<<<<

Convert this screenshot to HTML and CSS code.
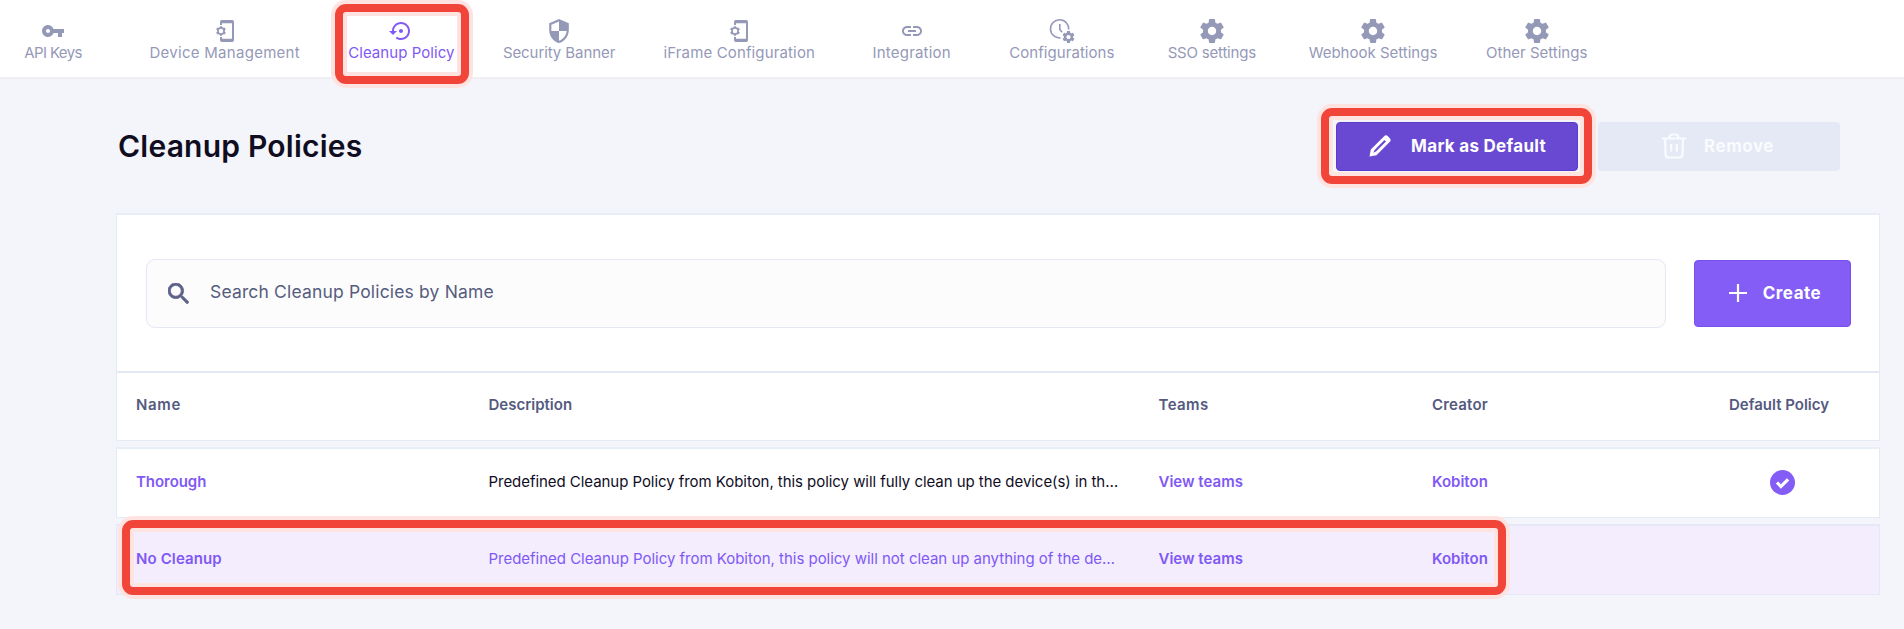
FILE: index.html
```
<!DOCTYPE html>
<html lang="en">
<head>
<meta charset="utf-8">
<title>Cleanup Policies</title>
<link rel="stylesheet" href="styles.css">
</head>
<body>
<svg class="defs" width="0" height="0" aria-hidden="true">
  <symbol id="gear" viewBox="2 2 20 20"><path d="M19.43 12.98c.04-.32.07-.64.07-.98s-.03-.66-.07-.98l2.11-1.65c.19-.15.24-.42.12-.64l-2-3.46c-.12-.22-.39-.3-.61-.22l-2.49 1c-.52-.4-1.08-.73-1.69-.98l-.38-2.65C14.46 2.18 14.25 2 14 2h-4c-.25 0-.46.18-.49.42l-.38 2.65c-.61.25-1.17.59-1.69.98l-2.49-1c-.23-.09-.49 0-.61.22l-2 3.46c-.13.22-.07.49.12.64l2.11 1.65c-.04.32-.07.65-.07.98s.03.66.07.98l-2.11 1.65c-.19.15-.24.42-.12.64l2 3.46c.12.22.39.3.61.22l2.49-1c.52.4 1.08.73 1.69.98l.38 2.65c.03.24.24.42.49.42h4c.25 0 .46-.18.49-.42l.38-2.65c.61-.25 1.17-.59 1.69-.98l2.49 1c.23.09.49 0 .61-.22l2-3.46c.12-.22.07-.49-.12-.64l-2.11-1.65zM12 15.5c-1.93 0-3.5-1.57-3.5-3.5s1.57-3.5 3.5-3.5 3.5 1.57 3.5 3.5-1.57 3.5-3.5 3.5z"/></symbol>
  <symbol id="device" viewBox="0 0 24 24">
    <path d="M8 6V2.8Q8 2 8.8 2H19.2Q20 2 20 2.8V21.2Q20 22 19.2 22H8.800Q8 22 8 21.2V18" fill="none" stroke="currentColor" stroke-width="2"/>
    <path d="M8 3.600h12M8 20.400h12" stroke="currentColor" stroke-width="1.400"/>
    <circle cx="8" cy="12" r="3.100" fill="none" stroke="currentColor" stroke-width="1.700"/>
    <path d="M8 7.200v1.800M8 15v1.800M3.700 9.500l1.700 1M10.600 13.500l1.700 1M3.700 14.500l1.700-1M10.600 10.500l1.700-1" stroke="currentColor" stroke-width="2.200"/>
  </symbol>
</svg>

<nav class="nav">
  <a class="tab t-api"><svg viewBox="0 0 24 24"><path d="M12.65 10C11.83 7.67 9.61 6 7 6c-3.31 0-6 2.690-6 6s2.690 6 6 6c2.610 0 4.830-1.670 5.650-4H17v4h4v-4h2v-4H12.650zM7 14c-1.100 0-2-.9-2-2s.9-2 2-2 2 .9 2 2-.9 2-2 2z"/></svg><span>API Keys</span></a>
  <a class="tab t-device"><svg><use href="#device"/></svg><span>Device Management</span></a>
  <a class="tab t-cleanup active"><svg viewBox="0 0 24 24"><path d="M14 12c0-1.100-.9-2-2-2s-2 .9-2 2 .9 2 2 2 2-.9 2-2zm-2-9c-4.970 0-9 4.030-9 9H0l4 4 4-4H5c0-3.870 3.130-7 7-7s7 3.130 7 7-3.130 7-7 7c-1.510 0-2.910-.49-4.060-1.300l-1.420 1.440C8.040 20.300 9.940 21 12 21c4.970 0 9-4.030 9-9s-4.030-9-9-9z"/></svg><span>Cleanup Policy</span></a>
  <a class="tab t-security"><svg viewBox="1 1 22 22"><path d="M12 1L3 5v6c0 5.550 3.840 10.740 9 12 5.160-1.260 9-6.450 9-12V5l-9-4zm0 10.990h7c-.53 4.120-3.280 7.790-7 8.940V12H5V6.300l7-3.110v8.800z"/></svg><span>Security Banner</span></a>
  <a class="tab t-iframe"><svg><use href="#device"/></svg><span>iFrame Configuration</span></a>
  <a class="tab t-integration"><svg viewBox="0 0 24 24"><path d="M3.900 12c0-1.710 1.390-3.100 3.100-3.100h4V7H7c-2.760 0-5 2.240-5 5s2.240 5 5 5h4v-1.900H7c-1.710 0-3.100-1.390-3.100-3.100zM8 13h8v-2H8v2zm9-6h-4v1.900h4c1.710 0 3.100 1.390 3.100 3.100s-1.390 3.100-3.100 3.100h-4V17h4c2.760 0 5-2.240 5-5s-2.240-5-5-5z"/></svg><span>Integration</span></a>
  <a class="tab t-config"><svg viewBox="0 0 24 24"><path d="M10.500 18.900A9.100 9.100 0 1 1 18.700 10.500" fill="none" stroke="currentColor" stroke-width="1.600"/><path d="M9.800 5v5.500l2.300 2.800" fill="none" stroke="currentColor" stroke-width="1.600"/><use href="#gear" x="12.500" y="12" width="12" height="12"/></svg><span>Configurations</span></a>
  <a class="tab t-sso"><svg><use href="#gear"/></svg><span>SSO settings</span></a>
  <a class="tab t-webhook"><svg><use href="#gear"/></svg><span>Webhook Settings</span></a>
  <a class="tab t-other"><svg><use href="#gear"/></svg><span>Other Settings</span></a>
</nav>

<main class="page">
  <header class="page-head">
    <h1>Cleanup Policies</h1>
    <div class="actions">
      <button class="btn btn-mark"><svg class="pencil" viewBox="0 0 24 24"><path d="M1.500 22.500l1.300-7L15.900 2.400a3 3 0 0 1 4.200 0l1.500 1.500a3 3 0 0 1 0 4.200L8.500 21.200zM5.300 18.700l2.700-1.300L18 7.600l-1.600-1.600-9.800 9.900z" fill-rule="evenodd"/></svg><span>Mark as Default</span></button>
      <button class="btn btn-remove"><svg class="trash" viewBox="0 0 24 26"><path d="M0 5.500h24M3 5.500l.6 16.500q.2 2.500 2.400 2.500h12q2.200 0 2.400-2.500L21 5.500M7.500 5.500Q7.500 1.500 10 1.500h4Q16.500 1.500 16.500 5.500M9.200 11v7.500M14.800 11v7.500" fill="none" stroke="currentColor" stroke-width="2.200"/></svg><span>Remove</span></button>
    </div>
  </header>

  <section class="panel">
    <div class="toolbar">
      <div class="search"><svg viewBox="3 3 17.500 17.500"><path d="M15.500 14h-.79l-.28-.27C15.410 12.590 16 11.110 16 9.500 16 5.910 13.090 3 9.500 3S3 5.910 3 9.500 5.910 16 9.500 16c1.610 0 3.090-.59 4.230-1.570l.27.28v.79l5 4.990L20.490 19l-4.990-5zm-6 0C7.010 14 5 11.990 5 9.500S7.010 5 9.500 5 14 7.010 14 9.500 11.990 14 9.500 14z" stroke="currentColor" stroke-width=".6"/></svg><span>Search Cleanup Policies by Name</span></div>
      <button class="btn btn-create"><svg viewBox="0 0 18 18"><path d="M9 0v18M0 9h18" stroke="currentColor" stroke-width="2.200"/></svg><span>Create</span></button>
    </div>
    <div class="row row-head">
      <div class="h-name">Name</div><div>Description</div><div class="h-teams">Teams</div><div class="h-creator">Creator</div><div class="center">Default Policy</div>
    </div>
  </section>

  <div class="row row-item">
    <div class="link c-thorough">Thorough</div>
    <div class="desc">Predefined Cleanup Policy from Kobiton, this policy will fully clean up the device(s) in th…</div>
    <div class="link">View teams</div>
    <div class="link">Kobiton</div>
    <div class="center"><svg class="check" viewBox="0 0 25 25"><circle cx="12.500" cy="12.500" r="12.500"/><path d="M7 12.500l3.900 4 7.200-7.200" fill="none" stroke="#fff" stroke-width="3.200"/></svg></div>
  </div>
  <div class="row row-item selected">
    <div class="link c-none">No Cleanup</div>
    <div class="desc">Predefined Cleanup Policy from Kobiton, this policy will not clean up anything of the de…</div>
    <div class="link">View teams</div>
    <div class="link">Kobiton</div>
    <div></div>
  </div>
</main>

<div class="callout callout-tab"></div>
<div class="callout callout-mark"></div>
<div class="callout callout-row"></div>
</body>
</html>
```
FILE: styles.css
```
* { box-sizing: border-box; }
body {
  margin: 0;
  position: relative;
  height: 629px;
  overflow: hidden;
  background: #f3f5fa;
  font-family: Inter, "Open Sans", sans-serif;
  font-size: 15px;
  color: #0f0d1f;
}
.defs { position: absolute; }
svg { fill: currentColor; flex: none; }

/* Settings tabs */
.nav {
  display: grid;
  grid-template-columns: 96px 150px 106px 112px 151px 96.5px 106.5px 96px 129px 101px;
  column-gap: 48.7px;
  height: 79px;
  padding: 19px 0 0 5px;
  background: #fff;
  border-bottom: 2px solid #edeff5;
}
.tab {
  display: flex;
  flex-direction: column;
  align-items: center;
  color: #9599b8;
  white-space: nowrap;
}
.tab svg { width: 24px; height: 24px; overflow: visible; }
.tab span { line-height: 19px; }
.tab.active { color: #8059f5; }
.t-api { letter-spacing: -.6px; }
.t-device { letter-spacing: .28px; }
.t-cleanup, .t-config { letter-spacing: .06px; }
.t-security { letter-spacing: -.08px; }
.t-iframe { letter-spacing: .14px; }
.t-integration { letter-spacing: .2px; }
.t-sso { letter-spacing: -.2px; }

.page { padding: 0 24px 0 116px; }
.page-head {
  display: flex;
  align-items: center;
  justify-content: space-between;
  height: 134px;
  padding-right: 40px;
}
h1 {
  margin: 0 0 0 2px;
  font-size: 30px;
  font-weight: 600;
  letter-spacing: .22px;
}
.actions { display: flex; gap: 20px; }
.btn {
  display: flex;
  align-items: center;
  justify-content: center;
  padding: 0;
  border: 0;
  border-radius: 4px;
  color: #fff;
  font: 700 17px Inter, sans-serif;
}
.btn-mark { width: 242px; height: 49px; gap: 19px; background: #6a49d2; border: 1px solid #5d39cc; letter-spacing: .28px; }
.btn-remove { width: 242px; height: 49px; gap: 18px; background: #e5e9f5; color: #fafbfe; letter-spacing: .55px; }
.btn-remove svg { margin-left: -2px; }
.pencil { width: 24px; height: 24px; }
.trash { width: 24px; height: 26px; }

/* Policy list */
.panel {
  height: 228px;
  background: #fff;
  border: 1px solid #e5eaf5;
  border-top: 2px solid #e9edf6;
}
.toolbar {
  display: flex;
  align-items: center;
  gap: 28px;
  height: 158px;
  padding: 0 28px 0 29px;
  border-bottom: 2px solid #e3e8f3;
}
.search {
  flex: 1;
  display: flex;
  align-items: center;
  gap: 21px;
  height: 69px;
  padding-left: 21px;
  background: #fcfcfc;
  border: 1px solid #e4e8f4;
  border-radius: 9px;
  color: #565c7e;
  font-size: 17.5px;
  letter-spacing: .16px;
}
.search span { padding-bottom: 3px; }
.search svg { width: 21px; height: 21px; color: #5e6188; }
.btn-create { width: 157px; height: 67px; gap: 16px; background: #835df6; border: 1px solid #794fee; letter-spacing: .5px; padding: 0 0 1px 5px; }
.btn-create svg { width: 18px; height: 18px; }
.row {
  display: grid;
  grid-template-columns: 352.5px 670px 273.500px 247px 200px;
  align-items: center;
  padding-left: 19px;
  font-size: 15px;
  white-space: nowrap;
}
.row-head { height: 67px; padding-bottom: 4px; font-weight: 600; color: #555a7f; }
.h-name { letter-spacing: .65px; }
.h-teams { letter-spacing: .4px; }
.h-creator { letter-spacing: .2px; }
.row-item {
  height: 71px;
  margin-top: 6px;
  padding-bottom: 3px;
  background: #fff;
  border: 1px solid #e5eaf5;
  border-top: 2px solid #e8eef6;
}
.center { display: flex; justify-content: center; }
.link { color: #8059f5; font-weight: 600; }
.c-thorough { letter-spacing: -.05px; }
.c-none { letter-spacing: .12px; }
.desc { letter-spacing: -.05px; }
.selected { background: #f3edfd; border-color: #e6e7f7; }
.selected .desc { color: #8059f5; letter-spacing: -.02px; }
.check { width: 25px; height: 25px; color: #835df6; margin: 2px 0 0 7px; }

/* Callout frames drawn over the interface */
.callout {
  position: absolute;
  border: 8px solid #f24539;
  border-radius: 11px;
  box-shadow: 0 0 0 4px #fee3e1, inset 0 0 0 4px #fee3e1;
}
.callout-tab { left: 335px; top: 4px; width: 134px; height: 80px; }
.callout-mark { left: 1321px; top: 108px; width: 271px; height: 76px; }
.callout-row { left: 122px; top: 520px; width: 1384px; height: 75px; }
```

>>>>

_Given request:_ The lines to collect are those holding the string "this"; copy them all.

_Full answer:_
Convert this screenshot to HTML and CSS code.
    <div class="desc">Predefined Cleanup Policy from Kobiton, this policy will fully clean up the device(s) in th…</div>
    <div class="desc">Predefined Cleanup Policy from Kobiton, this policy will not clean up anything of the de…</div>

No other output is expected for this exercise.